A few Saturdays ago, Inter Milan, an Italian team without any Italian players that’s coached by a Portuguese, won the Champions League final against Bayern Munich, a German team, coached by a Dutchman, whose two best players are Dutch and French, known in Germany as FC Hollywood, by playing that most Italian of games: Il Catenaccio.

Catenaccio translates loosely as door bolt. It is Italy’s gift to the world game; it is anti-space, anti-movement and it seeks to corral the match in the defensive third of the field. It’s how they won the last World Cup. In tandem, that is, with being fitter than anyone else. They simply wore the other team out by making them do all the running and then scored in the last ten minutes when the other team was knackered.

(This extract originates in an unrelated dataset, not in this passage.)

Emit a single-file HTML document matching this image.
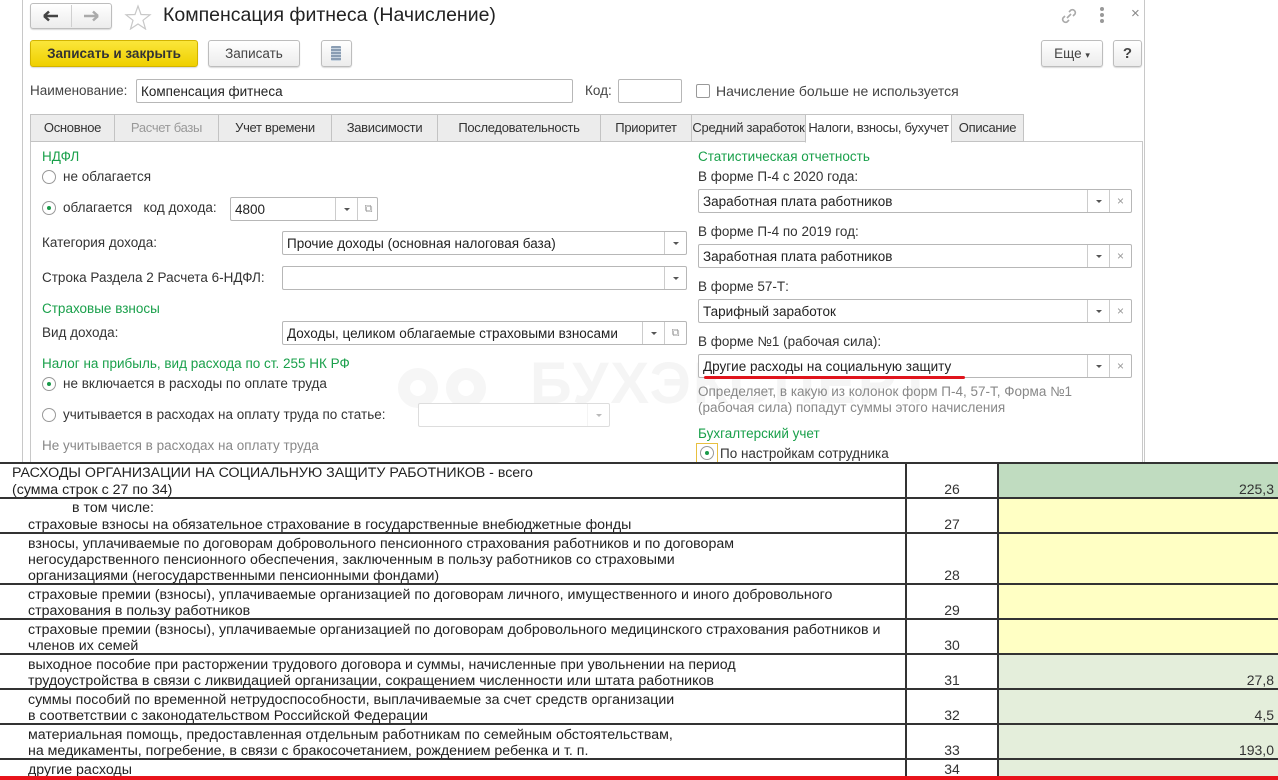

Inter’s victory can confidently be described as Italianate in the sense that it is in the Italian tradition, but can it be called Italian? It is an Italian club in an Italian city owned by an Italian and supported by Italians. On the pitch itself though, these are foreign mercenaries representing Italy (an idea that complicatedly makes the Inter team more-rather-than-less Italian in a Swiss Guards, Borgias are actually from Spain kind of way). Would it have still been an Italian victory if the soccer itself had been less Italian in its style; if Inter had played like Barcelona would that have made it a more or less Italian victory? Does Italian heritage and Italian style outweigh the complete lack of Italians playing in the actual game itself?

These questions do not present themselves in the World Cup. In the matter of national identity, the World Cup is very simple: the team is the country, and the country is the team.

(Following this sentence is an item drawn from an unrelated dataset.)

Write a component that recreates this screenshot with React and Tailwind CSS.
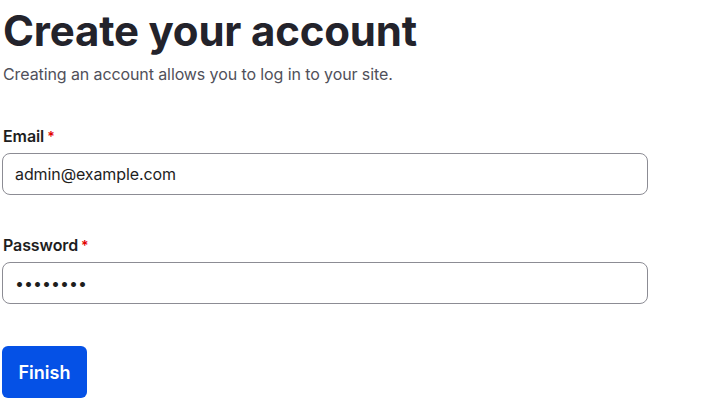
import React, { useState } from "react";

export default function App() {
  const [email, setEmail] = useState("admin@example.com");
  const [password, setPassword] = useState("password");

  return (
    <div className="min-h-screen bg-white px-[2px] text-[#1e1e1e]" style={{ fontFamily: "Inter, 'Noto Sans', sans-serif" }}>
      {/* Header */}
      <h1 className="text-[42px] font-bold leading-[62px] tracking-[-0.2px] text-[#23232b] pl-px">
        Create your account
      </h1>
      <p className="text-[16px] leading-[24px] tracking-[-0.1px] text-[#50505a] pl-px">
        Creating an account allows you to log in to your site.
      </p>

      <form className="mt-[38px] w-[646px]" onSubmit={(e) => e.preventDefault()}>
        <div className="flex flex-col">
          <label className="text-[16px] font-semibold leading-[24px] tracking-[-0.1px] text-[#1e1e1e] pl-px">
            Email<span className="text-[#e20000] ml-[3px] text-[14px]">*</span>
          </label>
          <input
            type="email"
            value={email}
            onChange={(e) => setEmail(e.target.value)}
            className="mt-[4px] h-[42px] w-full rounded-[8px] border border-[#8c8c94] px-[12px] text-[16px] tracking-[-0.1px] text-[#1e1e1e] focus:outline-none"
          />
        </div>

        <div className="flex flex-col mt-[38px]">
          <label className="text-[16px] font-semibold leading-[24px] tracking-[-0.1px] text-[#1e1e1e] pl-px">
            Password<span className="text-[#e20000] ml-[3px] text-[14px]">*</span>
          </label>
          <input
            type="password"
            value={password}
            onChange={(e) => setPassword(e.target.value)}
            className="mt-[4px] h-[42px] w-full rounded-[8px] border border-[#8c8c94] px-[12px] text-[16px] text-[#1e1e1e] focus:outline-none"
          />
        </div>

        <button
          type="submit"
          className="mt-[42px] h-[52px] w-[85px] rounded-[6px] bg-[#0551e6] text-[18px] font-semibold text-white"
        >
          Finish
        </button>
      </form>
    </div>
  );
}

Over the course of the tournament, there will be endless mentions of jogo bonito, the beautiful game, as played by Brazil. Commentators will run wild talking about Samba soccer. It’s very possible that some wise pundit on ESPN2 will say that the Brazilians disapprove of winning without flair, that they believe it to be shaming to their country, to their very sense of who they as a people are.

The list will go on and on from here: ruthlessly efficient Germans, overelaborate Spaniards, heroic but inept Englishman, argumentative post-Enlightenment Dutchmen, all playing out their manifest destiny on the world’s TV screens. Depending on how culturally sensitive your national broadcaster is, there may even be talk of the way African teams play with an almost childlike pleasure.

In 1998, France won the World Cup with a team made up of whites, blacks, and Arabs; most notably the very clearly of Algerian descent Zinedine Zidane but also the Senegalese-born Patrick Vieira and the unironically named Laurent Blanc. This team was known collectively as Les Bleus and it was a source of great delight to the culturally enlightened Frenchman when this team triumphed. France was clearly a post-racial paradise. Eight years later when Zidane head-butted Marco Materazzi, there was muttering on the Le Penite right that this was typical Arab behavior.

It does not matter if you have an Italian manager (England) or if your center forward was born in Brazil (Croatia) or even Teaneck, New Jersey (Italy). This is one of the critical comforts of the world cup. As a country is, so its style of play, its jogo, bonito or otherwise, goes.